Most conventional clippers for grooming animals incorporate an electric motor within a casing for driving the clipper blades. These blades constitute a clipper blade assembly wherein there are provided stationary blade teeth and movable blade teeth, the movable blade teeth having a small receiving cavity for a finger which oscillates back and forth and results in relative movement between the blades. Such a blade assembly can be housed in an appropriate clipper blade assembly holder provided as part of the casing itself. The manner of attaching and detaching such blade assemblies to a clipper in a proper position such that a driving finger can be received in an appropriate cavity to drive the movable clipper blade teeth is well known in the art. Usually, the rotation of the motor shaft in the casing is converted into an oscillating motion of the drive finger to drive the blades.

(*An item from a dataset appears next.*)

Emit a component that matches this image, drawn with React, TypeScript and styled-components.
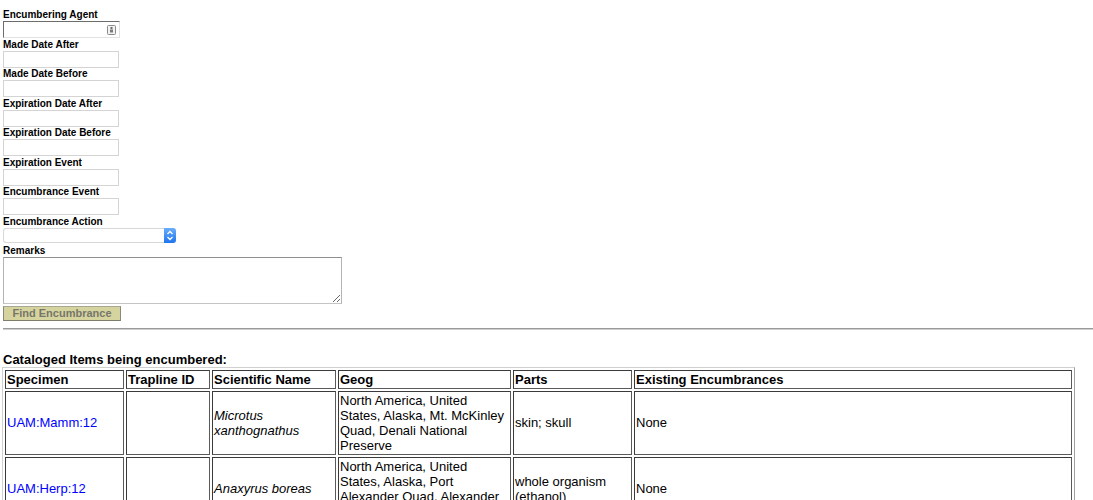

As a consequence of the foregoing configuration, the clipper after prolonged use can become heated not only as a consequence of the presence of the motor itself in the casing, but also because of heat developed in the driving of the gear train and eccentric coupling to oscillate the blades. In order to resist the developed heat, clippers have specially designed plastic casing material which is heat resistant. Although other clipper patents include eccentric couplers or rounded couplers such as U.S. Pat. Nos. 4,813,133 and 4,233,733 they do not include a receiving or mating cavity shaped to accept a rounded drive disc nor do they allow axial movement of the coupler means.

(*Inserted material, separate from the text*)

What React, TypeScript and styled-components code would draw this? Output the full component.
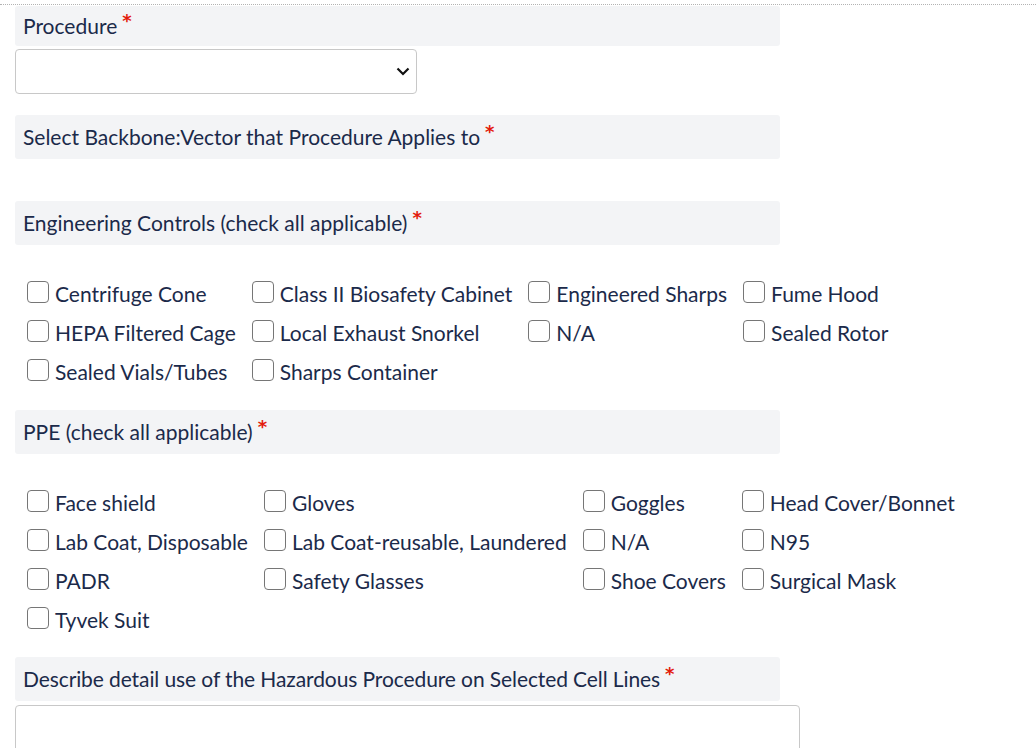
import React from "react";
import styled, { createGlobalStyle } from "styled-components";

const Global = createGlobalStyle`
  html, body { margin: 0; padding: 0; background: #fff; }
  body { font-family: Lato, "Open Sans", sans-serif; color: #1b2a4a; }
`;

const Page = styled.div`
  margin-top: 4px;
  border-top: 1px dotted #b3b3b3;
  padding: 1px 15px 0 15px;
  display: flex;
  flex-direction: column;
`;

const LabelBar = styled.div<{ $h?: number; $mt?: number; $tight?: boolean }>`
  width: 765px;
  box-sizing: border-box;
  height: ${(p) => p.$h ?? 44}px;
  margin-top: ${(p) => p.$mt ?? 0}px;
  background: #f3f4f6;
  border-radius: 3px;
  padding: 0 8px 2px 8px;
  display: flex;
  align-items: center;
  font-size: 21px;
  color: #1b2a4a;
  letter-spacing: ${(p) => (p.$tight ? "-0.1px" : "normal")};
`;

const Req = styled.span`
  color: #e31b0c;
  font-family: "DejaVu Sans", sans-serif;
  font-weight: 700;
  font-size: 18px;
  position: relative;
  top: -5px;
  margin-left: 5px;
`;

const SelectBox = styled.div`
  margin-top: 3px;
  width: 402px;
  height: 45px;
  box-sizing: border-box;
  border: 1px solid #c8c8c8;
  border-radius: 4px;
  display: flex;
  align-items: center;
  justify-content: flex-end;
  padding-right: 6px;
`;

const Grid = styled.div<{ $mt: number }>`
  margin-top: ${(p) => p.$mt}px;
  padding-left: 12px;
  display: grid;
  grid-template-columns: repeat(4, max-content);
  column-gap: 16px;
  grid-auto-rows: 39px;
`;

const Item = styled.label`
  display: flex;
  align-items: center;
  font-size: 21px;
  color: #1b2a4a;
  white-space: nowrap;
`;

const Box = styled.input`
  appearance: none;
  -webkit-appearance: none;
  margin: 0 6px 0 0;
  width: 22px;
  height: 22px;
  box-sizing: border-box;
  border: 1.5px solid #767676;
  border-radius: 4px;
  background: #fff;
  position: relative;
  top: -2px;
`;

const TextArea = styled.div`
  margin-top: 4px;
  width: 785px;
  height: 80px;
  box-sizing: border-box;
  border: 1px solid #c8c8c8;
  border-radius: 4px;
`;

const Check = ({ label }: { label: string }) => (
  <Item>
    <Box type="checkbox" />
    {label}
  </Item>
);

const eng = [
  "Centrifuge Cone",
  "Class II Biosafety Cabinet",
  "Engineered Sharps",
  "Fume Hood",
  "HEPA Filtered Cage",
  "Local Exhaust Snorkel",
  "N/A",
  "Sealed Rotor",
  "Sealed Vials/Tubes",
  "Sharps Container",
];

const ppe = [
  "Face shield",
  "Gloves",
  "Goggles",
  "Head Cover/Bonnet",
  "Lab Coat, Disposable",
  "Lab Coat-reusable, Laundered",
  "N/A",
  "N95",
  "PADR",
  "Safety Glasses",
  "Shoe Covers",
  "Surgical Mask",
  "Tyvek Suit",
];

export default function App() {
  return (
    <>
      <Global />
      <Page>
        <LabelBar $h={40}>
          Procedure<Req>*</Req>
        </LabelBar>
        <SelectBox>
          <svg width="14" height="9" viewBox="0 0 14 9">
            <path d="M1.5 1.5 L7 7 L12.5 1.5" fill="none" stroke="#111" strokeWidth="2.2" />
          </svg>
        </SelectBox>
        <LabelBar $mt={21}>
          Select Backbone:Vector that Procedure Applies to<Req>*</Req>
        </LabelBar>
        <LabelBar $mt={42}>
          Engineering Controls (check all applicable)<Req>*</Req>
        </LabelBar>
        <Grid $mt={29}>
          {eng.map((l, i) => (
            <Check key={i} label={l} />
          ))}
        </Grid>
        <LabelBar $mt={19}>
          PPE (check all applicable)<Req>*</Req>
        </LabelBar>
        <Grid $mt={29}>
          {ppe.map((l, i) => (
            <Check key={i} label={l} />
          ))}
        </Grid>
        <LabelBar $mt={18} $tight>
          Describe detail use of the Hazardous Procedure on Selected Cell Lines<Req>*</Req>
        </LabelBar>
        <TextArea />
      </Page>
    </>
  );
}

In order to minimize the foregoing disadvantages, the motor carried within the clipper casing has been made as small and as light as is practical. A battery pack easily detached and reinsertable provides independence from power cords or cables. Moreover, after prolonged use, the mechanism for converting the rotary motion of the motor to the oscillating motion required to drive the cutter blades becomes worn and as a result the overall amplitude of the oscillation of the cutting teeth decreases. Such decrease in amplitude even though slight substantially reduces the efficiency of the cutting action. The distortion caused by wear in coupling is greatly reduced by having a coupling that allows angular and axial movement. The resulting clipper blade motion from an approximately rounded coupling that allows engagement of more surface area in the coupling and axial movements of the coupling means results in a modified cutter blade stroke that cuts more evenly.